Impact and future work

Numerous research efforts have been dedicated to developing mapping pipelines, often without providing a clear explanation of the rationale behind the mapping decisions. Our approach addresses this gap by extracting the underlying concepts from data elements, aligning these concepts at a conceptual level to serve as the rationale, and subsequently creating mappings at the representational level.

While this approach may not solve every data model mapping problem, it provides a structured way to build reusable mappings that are both meaningful and transparent. By focusing on the semantics of data elements, it can handle a wide range of mapping scenarios, particularly where conceptual alignment is key.
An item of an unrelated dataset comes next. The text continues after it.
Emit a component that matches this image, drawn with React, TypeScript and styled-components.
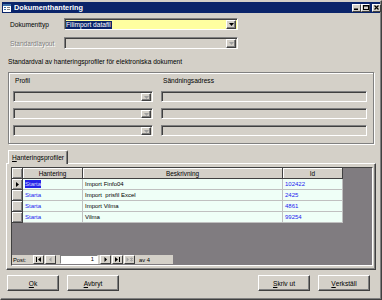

In addition, extensive assessment of value mappings should be performed to enable data value integration once data element harmonization is achieved, as demonstrated in our use cases. Data values can vary significantly, and the mapping rules between them can be diverse. For example, mapping birth year to birth date or full name to first and last names requires careful consideration of these differences. Other examples include mapping height in feet versus meters, categorizing smoking status as ‘current,’ ‘former,’ or ‘never’ in one dataset versus a numerical count of cigarettes smoked per day in another, or aligning marital status across schemas where one uses ‘single,’ ‘married,’ and ‘divorced’ while another allows for more granular descriptions such as ‘legally separated’ or ‘widowed’.
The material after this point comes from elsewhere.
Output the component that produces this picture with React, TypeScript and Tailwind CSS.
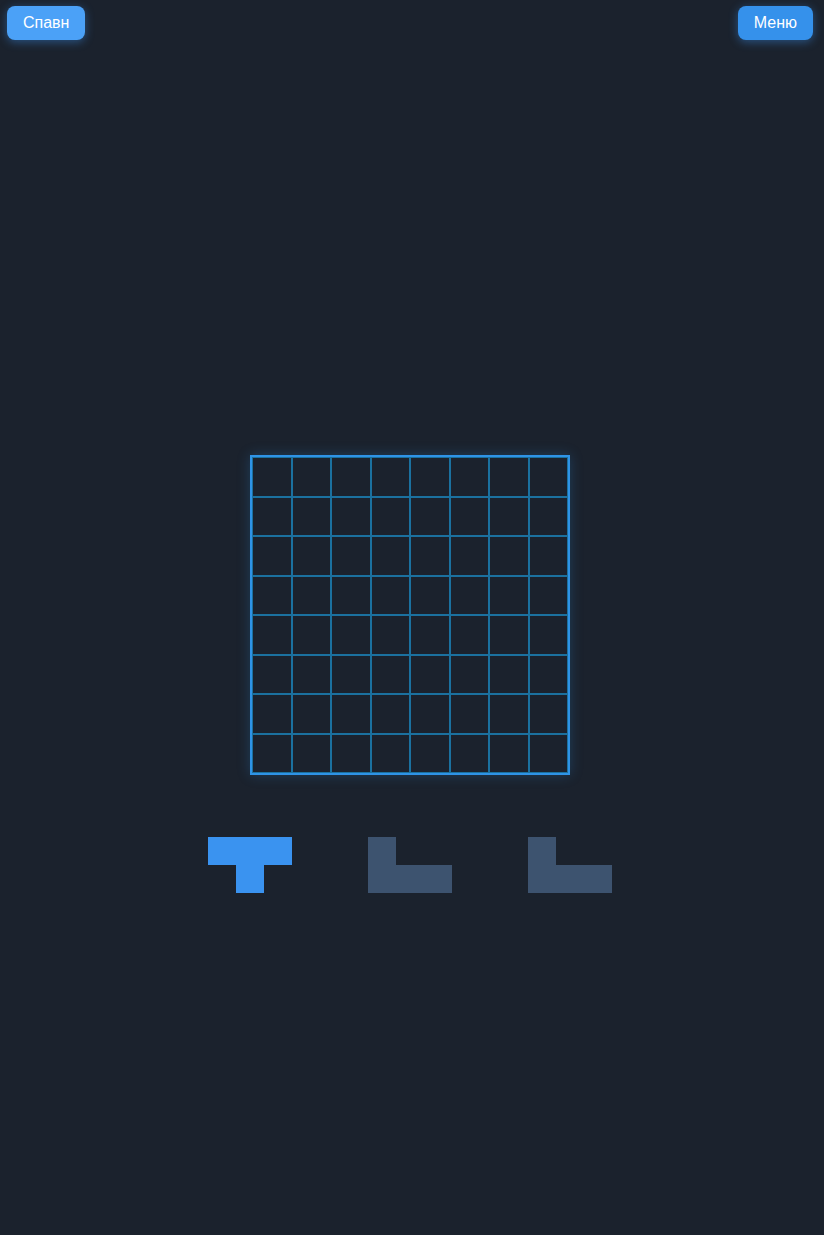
const cells = Array.from({ length: 64 }, (_, i) => i);

const T = [1, 1, 1, 0, 1, 0];
const L = [1, 0, 0, 1, 1, 1];

function Piece({ shape, color }: { shape: number[]; color: string }) {
  return (
    <div className="grid grid-cols-[28px_28px_28px] grid-rows-[28px_28px]">
      {shape.map((c, i) => (
        <div key={i} className={c ? color : ""} />
      ))}
    </div>
  );
}

export default function App() {
  return (
    <div className="w-full min-h-screen bg-[#1b222d] font-['Liberation_Sans',Arial,sans-serif]">
      <div className="flex items-start justify-between pl-[7px] pr-[11px] pt-[6px]">
        <button className="h-[34px] px-4 rounded-lg bg-[#4ba1f7] text-white text-base shadow-[0_2px_10px_rgba(59,147,240,0.45)]">
          Спавн
        </button>
        <button className="h-[34px] px-4 rounded-lg bg-[#3591eb] text-white text-base shadow-[0_2px_10px_rgba(59,147,240,0.45)]">
          Меню
        </button>
      </div>

      <div className="flex flex-col items-center w-[820px] mt-[415px]">
        <div className="w-[320px] h-[320px] border-2 border-[#2f93e6] shadow-[0_0_12px_rgba(47,147,230,0.25)] grid grid-cols-8 grid-rows-8">
          {cells.map((i) => (
            <div key={i} className="border border-[#1b86bb]/80" />
          ))}
        </div>

        <div className="flex mt-[62px]">
          <div className="w-[160px] flex justify-center">
            <Piece shape={T} color="bg-[#3a93f0]" />
          </div>
          <div className="w-[160px] flex justify-center">
            <Piece shape={L} color="bg-[#3d536f]" />
          </div>
          <div className="w-[160px] flex justify-center">
            <Piece shape={L} color="bg-[#3d536f]" />
          </div>
        </div>
      </div>
    </div>
  );
}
In the future, we intend to apply this concept-based approach to a specific domain, such as the rare disease field. The extracted concepts and resulting mappings will undergo review by domain experts, which will not only validate the accuracy of the mappings but also test the scalability and adaptability of our approach in real-world scenarios.
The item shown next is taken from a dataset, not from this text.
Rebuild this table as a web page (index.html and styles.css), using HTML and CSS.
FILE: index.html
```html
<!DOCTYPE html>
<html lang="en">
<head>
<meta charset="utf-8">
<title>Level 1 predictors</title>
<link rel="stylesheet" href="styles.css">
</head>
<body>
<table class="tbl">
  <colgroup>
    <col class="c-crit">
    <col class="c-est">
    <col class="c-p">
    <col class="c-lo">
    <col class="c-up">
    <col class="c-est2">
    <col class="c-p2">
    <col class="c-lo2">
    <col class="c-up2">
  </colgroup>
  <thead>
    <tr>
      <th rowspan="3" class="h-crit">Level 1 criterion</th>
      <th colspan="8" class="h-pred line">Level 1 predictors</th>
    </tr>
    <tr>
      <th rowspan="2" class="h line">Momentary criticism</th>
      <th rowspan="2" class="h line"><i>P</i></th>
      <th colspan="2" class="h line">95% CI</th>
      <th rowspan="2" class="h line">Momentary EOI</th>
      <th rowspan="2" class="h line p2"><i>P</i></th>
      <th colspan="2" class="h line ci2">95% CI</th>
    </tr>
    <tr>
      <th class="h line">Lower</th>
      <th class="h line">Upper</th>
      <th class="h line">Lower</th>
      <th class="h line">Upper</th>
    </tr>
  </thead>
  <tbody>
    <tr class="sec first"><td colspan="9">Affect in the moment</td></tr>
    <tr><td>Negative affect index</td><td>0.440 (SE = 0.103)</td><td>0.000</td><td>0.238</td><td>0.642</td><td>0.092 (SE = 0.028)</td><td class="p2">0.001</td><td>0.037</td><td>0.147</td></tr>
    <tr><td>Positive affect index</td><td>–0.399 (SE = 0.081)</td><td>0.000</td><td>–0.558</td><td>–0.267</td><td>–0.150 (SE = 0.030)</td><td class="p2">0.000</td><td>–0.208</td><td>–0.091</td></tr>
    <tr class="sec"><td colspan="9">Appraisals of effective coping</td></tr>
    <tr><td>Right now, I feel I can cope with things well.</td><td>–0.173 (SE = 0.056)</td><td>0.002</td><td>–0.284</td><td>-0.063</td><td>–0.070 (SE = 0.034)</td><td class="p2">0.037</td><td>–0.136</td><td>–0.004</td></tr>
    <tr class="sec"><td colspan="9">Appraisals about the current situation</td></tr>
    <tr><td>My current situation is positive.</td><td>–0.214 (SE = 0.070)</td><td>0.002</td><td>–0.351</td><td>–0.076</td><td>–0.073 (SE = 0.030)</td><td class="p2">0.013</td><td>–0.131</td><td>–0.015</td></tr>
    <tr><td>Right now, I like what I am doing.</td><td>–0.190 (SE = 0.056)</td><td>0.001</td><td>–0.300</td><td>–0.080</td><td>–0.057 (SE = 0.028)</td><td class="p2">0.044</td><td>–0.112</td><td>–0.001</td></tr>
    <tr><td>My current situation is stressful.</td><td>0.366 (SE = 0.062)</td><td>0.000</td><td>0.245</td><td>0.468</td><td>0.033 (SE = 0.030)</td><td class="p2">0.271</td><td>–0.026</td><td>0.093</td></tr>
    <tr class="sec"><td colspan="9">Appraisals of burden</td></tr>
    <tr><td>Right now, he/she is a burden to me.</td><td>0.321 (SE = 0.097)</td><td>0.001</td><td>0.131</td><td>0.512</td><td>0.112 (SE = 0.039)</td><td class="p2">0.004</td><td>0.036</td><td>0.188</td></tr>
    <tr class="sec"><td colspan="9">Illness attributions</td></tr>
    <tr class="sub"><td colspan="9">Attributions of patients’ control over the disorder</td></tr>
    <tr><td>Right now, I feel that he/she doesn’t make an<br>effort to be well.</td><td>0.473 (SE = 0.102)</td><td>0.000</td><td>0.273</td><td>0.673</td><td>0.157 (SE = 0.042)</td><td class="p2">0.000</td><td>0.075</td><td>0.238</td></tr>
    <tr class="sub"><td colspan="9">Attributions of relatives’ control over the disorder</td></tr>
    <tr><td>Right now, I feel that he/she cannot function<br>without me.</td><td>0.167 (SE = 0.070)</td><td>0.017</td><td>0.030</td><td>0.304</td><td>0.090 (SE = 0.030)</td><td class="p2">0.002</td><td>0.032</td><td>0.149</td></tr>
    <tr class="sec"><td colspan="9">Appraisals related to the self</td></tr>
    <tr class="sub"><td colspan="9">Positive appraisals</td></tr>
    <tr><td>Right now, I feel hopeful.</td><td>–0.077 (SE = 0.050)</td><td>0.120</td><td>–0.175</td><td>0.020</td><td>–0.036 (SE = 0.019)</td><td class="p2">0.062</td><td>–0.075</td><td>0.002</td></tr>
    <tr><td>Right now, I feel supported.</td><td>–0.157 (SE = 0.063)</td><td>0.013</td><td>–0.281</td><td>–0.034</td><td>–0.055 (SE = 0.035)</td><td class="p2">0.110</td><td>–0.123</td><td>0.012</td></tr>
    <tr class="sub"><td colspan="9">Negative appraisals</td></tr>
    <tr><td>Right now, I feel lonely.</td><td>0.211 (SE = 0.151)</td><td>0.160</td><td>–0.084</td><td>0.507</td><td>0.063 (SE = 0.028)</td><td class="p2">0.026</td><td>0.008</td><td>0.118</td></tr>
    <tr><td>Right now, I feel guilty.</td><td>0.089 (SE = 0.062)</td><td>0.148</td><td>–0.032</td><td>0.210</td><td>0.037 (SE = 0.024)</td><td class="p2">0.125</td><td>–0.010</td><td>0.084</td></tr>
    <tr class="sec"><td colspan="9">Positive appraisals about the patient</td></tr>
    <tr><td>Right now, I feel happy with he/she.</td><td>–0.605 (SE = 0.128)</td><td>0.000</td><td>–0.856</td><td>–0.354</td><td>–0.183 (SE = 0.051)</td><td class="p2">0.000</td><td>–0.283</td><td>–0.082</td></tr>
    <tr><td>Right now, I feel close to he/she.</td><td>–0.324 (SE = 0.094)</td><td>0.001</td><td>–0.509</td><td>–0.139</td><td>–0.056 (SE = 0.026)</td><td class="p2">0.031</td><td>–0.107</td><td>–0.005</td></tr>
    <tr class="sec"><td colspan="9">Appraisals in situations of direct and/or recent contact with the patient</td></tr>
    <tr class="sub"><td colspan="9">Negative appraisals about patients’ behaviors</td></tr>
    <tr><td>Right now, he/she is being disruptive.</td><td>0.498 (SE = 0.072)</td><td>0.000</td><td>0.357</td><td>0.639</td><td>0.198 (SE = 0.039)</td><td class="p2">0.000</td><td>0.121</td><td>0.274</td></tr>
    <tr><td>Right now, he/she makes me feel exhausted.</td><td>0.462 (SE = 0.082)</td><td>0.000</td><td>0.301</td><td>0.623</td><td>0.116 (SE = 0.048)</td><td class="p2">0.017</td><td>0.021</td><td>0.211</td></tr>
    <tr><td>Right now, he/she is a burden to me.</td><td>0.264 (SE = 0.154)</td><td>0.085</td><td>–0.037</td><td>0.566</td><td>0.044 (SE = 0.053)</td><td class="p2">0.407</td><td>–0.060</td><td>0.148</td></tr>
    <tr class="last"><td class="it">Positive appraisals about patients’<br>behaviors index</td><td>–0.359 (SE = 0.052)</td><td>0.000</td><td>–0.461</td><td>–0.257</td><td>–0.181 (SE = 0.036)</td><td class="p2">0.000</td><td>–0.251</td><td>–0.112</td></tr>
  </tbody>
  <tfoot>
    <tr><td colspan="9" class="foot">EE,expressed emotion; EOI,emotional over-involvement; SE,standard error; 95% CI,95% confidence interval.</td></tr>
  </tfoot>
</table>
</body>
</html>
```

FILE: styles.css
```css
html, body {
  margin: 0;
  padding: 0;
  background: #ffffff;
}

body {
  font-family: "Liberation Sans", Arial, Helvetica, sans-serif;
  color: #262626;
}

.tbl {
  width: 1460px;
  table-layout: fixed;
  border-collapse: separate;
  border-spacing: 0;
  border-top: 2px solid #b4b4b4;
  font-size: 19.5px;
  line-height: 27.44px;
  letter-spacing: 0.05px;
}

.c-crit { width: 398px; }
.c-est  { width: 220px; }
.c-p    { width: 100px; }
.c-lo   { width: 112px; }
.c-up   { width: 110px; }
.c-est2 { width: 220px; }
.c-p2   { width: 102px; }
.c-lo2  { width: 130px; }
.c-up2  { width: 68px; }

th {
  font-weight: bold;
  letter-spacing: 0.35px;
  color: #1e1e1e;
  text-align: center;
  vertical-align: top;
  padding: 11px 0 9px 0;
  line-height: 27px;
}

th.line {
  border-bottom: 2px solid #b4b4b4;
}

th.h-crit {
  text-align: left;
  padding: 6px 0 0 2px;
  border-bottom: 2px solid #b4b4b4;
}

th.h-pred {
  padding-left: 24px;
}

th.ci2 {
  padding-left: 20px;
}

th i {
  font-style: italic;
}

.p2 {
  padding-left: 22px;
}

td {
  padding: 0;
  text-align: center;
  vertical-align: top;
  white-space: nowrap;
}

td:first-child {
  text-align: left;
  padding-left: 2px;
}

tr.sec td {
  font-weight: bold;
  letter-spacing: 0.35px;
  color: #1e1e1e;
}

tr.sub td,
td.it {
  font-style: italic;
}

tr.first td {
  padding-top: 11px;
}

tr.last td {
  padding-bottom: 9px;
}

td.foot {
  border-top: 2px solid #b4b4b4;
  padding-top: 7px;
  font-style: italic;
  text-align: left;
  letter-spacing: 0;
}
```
Another future direction for this work could be the development of a centralized mapping system built on concepts and their representations (of existing health data standards), which would facilitate data harmonization across different contexts. For example, exploring how the broad concept of ‘allergy,’ encompassing any adverse reaction, relates to the narrower concept of ‘penicillin allergy,’ specifically focusing on allergic reactions to penicillin, could provide valuable insights. In this scenario, the broader concept of ‘allergy’ could map to a general data element for any allergic reaction in one data model, while ‘penicillin allergy’ might map to a more specific element within another data model. This would allow for flexible integration depending on the context-whether general allergy data is needed or more focused data on penicillin reactions is required. Such a concept-based approach could help guide decisions on which data to select and integrate, tailored to the specific requirements of each use case. While this direction presents potential benefits, particularly in adapting mappings to different contexts, it would require further exploration to assess its feasibility and impact. Developing a system that supports these varying levels of concept granularity could be a valuable contribution to the future of data integration across multiple domains.

Conclusion

We introduced an approach that utilizes the conceptualization of data elements for facilitating the creation of reusable mappings across health data standards. The approach leverages semantic-web representation, specifically SSSOM. The use cases, as a proof-of-concept, demonstrate that concepts are useful for data harmonization and support data query at multiple granularities. The analysis on the diversity of concepts and representations across health data standards, and the emphasis on distinguishing concepts and representations of data elements, serve as valuable input for the creation of guidelines on creating reusable mappings in the healthcare field.